I’m sure plenty of us already know that something really unsavory has happened, and it will be a long while for Linden to stand up and recover from this blow. At first glance, it’s easy to see the outer layer of anger and disgust at what our beloved company that brought Second Life has done.

When I first found out of Jack Linden’s decision to increase Openspaces rates, I was livid like the rest. I find out Eshi won’t be able to afford to create her magnificent art in Desperado due to this move, and I also read of the rest who won’t be able to build anymore because of this. At the onset, doing this will be a big mistake.

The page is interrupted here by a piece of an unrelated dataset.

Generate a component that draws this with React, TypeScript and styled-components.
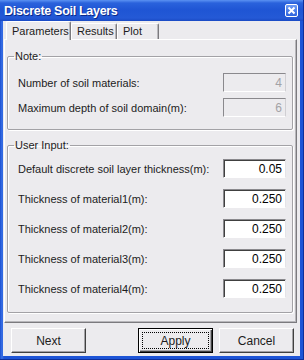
import styled, { createGlobalStyle } from 'styled-components'

const GlobalStyle = createGlobalStyle`
  html, body {
    margin: 0;
    padding: 0;
    background: #ffffff;
  }
  body {
    font-family: 'Liberation Sans', Arial, sans-serif;
    font-size: 11px;
    color: #000000;
  }
`

const Window = styled.div`
  width: 304px;
  height: 360px;
  box-sizing: border-box;
  display: flex;
  flex-direction: column;
  background: linear-gradient(90deg, #1b4fd0 0px, #3a71e6 2px, #1d54d6 4px);
  border-right: 1px solid #0d2f9a;
  border-bottom: 1px solid #0d2f9a;
`

const TitleBar = styled.div`
  height: 21px;
  flex: none;
  display: flex;
  align-items: center;
  justify-content: space-between;
  padding: 0 5px 0 4px;
  background: linear-gradient(180deg, #5b92f2 0px, #2a62dc 3px, #1f55d4 10px, #2459d6 18px, #1a4ac4 21px);
`

const Title = styled.span`
  color: #ffffff;
  font-weight: bold;
  font-size: 12.5px;
  letter-spacing: -0.3px;
  text-shadow: 1px 1px 0 #0b2a8a;
`

const CloseButton = styled.div`
  width: 13px;
  height: 13px;
  box-sizing: border-box;
  border: 1px solid #ffffff;
  border-radius: 2px;
  background: linear-gradient(180deg, #6f9cf4, #2c63de);
  display: flex;
  align-items: center;
  justify-content: center;
`

const Client = styled.div`
  flex: 1;
  margin: 0 3px 3px 3px;
  background: #ecebee;
  display: flex;
  flex-direction: column;
`

const TabStrip = styled.div`
  display: flex;
  align-items: flex-end;
  height: 18px;
  padding-left: 3px;
  position: relative;
  z-index: 1;
`

const Tab = styled.div<{ $active?: boolean; $w: number }>`
  box-sizing: border-box;
  height: ${(p) => (p.$active ? '19px' : '16px')};
  margin-bottom: ${(p) => (p.$active ? '-1px' : '0')};
  padding: ${(p) => (p.$active ? '3px 5px 0 5px' : '1px 5px 0 5px')};
  width: ${(p) => p.$w}px;
  border-left: 1px solid #ffffff;
  border-top: 1px solid #ffffff;
  border-right: 1px solid #7b7a7e;
  border-radius: 2px 2px 0 0;
  background: #ecebee;
  font-size: 11px;
  color: #1c1c1c;
  display: flex;
  align-items: flex-start;
  box-shadow: inset -1px 0 0 #b8b7bb;
`

const Panel = styled.div`
  margin: 0 3px 0 1px;
  height: 284px;
  box-sizing: border-box;
  border-top: 1px solid #ffffff;
  border-left: 1px solid #ffffff;
  border-right: 1px solid #7b7a7e;
  border-bottom: 1px solid #7b7a7e;
  box-shadow: inset -1px -1px 0 #b8b7bb;
  padding: 10px 3px 0 2px;
  display: flex;
  flex-direction: column;
  gap: 9px;
`

const Group = styled.fieldset<{ $h: number }>`
  margin: 0;
  height: ${(p) => p.$h}px;
  box-sizing: border-box;
  border: 1px solid #a3a2a6;
  border-radius: 2px;
  box-shadow: inset 1px 1px 0 #ffffff, 1px 1px 0 #ffffff;
  padding: 0 6px 0 10px;
  display: flex;
  flex-direction: column;
  min-inline-size: 0;
`

const Legend = styled.legend`
  padding: 0 1px;
  margin-left: -4px;
  font-size: 11px;
  color: #1c1c1c;
`

const Rows = styled.div<{ $top: number; $gap: number }>`
  display: flex;
  flex-direction: column;
  gap: ${(p) => p.$gap}px;
  margin-top: ${(p) => p.$top}px;
`

const Row = styled.div`
  display: flex;
  align-items: center;
  justify-content: space-between;
  height: 19px;
`

const Label = styled.span`
  color: #1c1c1c;
  font-size: 11px;
`

const Field = styled.div<{ $disabled?: boolean }>`
  width: 63px;
  height: 19px;
  box-sizing: border-box;
  border-top: 1px solid #8a898d;
  border-left: 1px solid #8a898d;
  border-right: 1px solid ${(p) => (p.$disabled ? '#d0cfd3' : '#e4e3e7')};
  border-bottom: 1px solid #ffffff;
  box-shadow: ${(p) => (p.$disabled ? 'none' : 'inset 1px 1px 0 #404040')};
  background: ${(p) => (p.$disabled ? '#ecebee' : '#ffffff')};
  color: ${(p) => (p.$disabled ? '#a3a2a6' : '#000000')};
  display: flex;
  align-items: center;
  justify-content: flex-end;
  padding-right: 3px;
  font-size: 12px;
`

const ButtonRow = styled.div`
  display: flex;
  padding: 5px 6px 0 8px;
  gap: 6px;
`

const Button = styled.div<{ $default?: boolean }>`
  width: 75px;
  height: 25px;
  box-sizing: border-box;
  background: #ecebee;
  border: 1px solid ${(p) => (p.$default ? '#000000' : '#ffffff')};
  border-right-color: ${(p) => (p.$default ? '#000000' : '#404040')};
  border-bottom-color: ${(p) => (p.$default ? '#000000' : '#404040')};
  box-shadow: ${(p) =>
    p.$default
      ? 'inset 1px 1px 0 #ffffff, inset -1px -1px 0 #404040, inset -2px -2px 0 #a3a2a6'
      : 'inset -1px -1px 0 #a3a2a6'};
  display: flex;
  align-items: center;
  justify-content: center;
  font-size: 12px;
  color: #1c1c1c;
  position: relative;
`

const Spacer = styled.div`
  flex: 1;
`

const FocusRing = styled.div`
  position: absolute;
  inset: 3px;
  border: 1px dotted #000000;
`

const noteRows = [
  { label: 'Number of soil materials:', value: '4' },
  { label: 'Maximum depth of soil domain(m):', value: '6' },
]

const inputRows = [
  { label: 'Default discrete soil layer thickness(m):', value: '0.05' },
  { label: 'Thickness of material1(m):', value: '0.250' },
  { label: 'Thickness of material2(m):', value: '0.250' },
  { label: 'Thickness of material3(m):', value: '0.250' },
  { label: 'Thickness of material4(m):', value: '0.250' },
]

export default function App() {
  return (
    <>
      <GlobalStyle />
      <Window>
        <TitleBar>
          <Title>Discrete Soil Layers</Title>
          <CloseButton>
            <svg width="9" height="9" viewBox="0 0 9 9">
              <path d="M1.5 1.5 L7.5 7.5 M7.5 1.5 L1.5 7.5" stroke="#ffffff" strokeWidth="2" />
            </svg>
          </CloseButton>
        </TitleBar>
        <Client>
          <TabStrip>
            <Tab $active $w={65}>Parameters</Tab>
            <Tab $w={46}>Results</Tab>
            <Tab $w={42}>Plot</Tab>
          </TabStrip>
          <Panel>
            <Group $h={80}>
              <Legend>Note:</Legend>
              <Rows $top={11} $gap={6}>
                {noteRows.map((r) => (
                  <Row key={r.label}>
                    <Label>{r.label}</Label>
                    <Field $disabled>{r.value}</Field>
                  </Row>
                ))}
              </Rows>
            </Group>
            <Group $h={174}>
              <Legend>User Input:</Legend>
              <Rows $top={8} $gap={11}>
                {inputRows.map((r) => (
                  <Row key={r.label}>
                    <Label>{r.label}</Label>
                    <Field>{r.value}</Field>
                  </Row>
                ))}
              </Rows>
            </Group>
          </Panel>
          <ButtonRow>
            <Button>Next</Button>
            <Spacer />
            <Button $default>
              Apply
              <FocusRing />
            </Button>
            <Button>Cancel</Button>
          </ButtonRow>
        </Client>
      </Window>
    </>
  )
}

However, this turn of events is like an onion, once sliced and diced, it brings tears to the one holding the knife, but as Nexeus Fatale and some few others have said, this change will bring good in the long run. Those whose opinion differ are now unpopular, but objectively, and upon peeling this onion further, they have a point. 

The changes the Lab has brought upon us is very sudden, and well, it touches our very emotions, as we certainly love Second Life. It’s hard to be rational at the start when SL is such an emotional and creative experience for everyone, and when you get caught up when people build their dreams in SL, you begin to dream with them. You start to build roots in this really magnificent virtual world, but sooner or later, that dream can soon be created out of SL, and you can bet that LL will make sure that they are still the innovators behind it. 

My friend gave a really succinct explanation to analyze Linden’s move, and it made me see the motives behind the decision better. He said that LL is not in the gaming business or is in the virtual world business, and that is the error of our perception. According to him, most people, me included,  are not in the know that LL is actually pushing itself towards the business of being a DATA CENTER.

It really does make sense, for why are they also pushing ahead teleportation to other virtual worlds? Why do they want to open source the server code? Heck, why did they create Immersive Spaces with Rivers Run Red? If Second Life is one big game to them, and they aspire to be as great as WoW’s Blizzard, they should not have desire to open source the server code. 

This is the start. 

Linden Research has given us Second Life, the experience, the dream, the beauty, the hype. They gave us a great way to interact and create a world. They may not be the first one to create a virtual world, but they certainly are the first to create something like Second Life. Philip Rosedale is an innovator, and the company is moving towards releasing their baby into the wild. Second Life is no longer their game to manage, it will be ours eventually. Like in the 2d internet world, Linden Research will be running like a webserver, something like Geocities. Indeed, LL is often compared to AOL, and that comparison is most accurate, because once again, LL IS NOT A GAMING COMPANY. Their business is into selling spaces (land) to put our data (prims). 

Things are not what they seem, and after the pain and tears of slicing through the onion, the recipe for cooking up OUR OWN VIRTUAL WORLD is set. However, can LL make the pain and tears less? Perhaps with this jira they will find a way.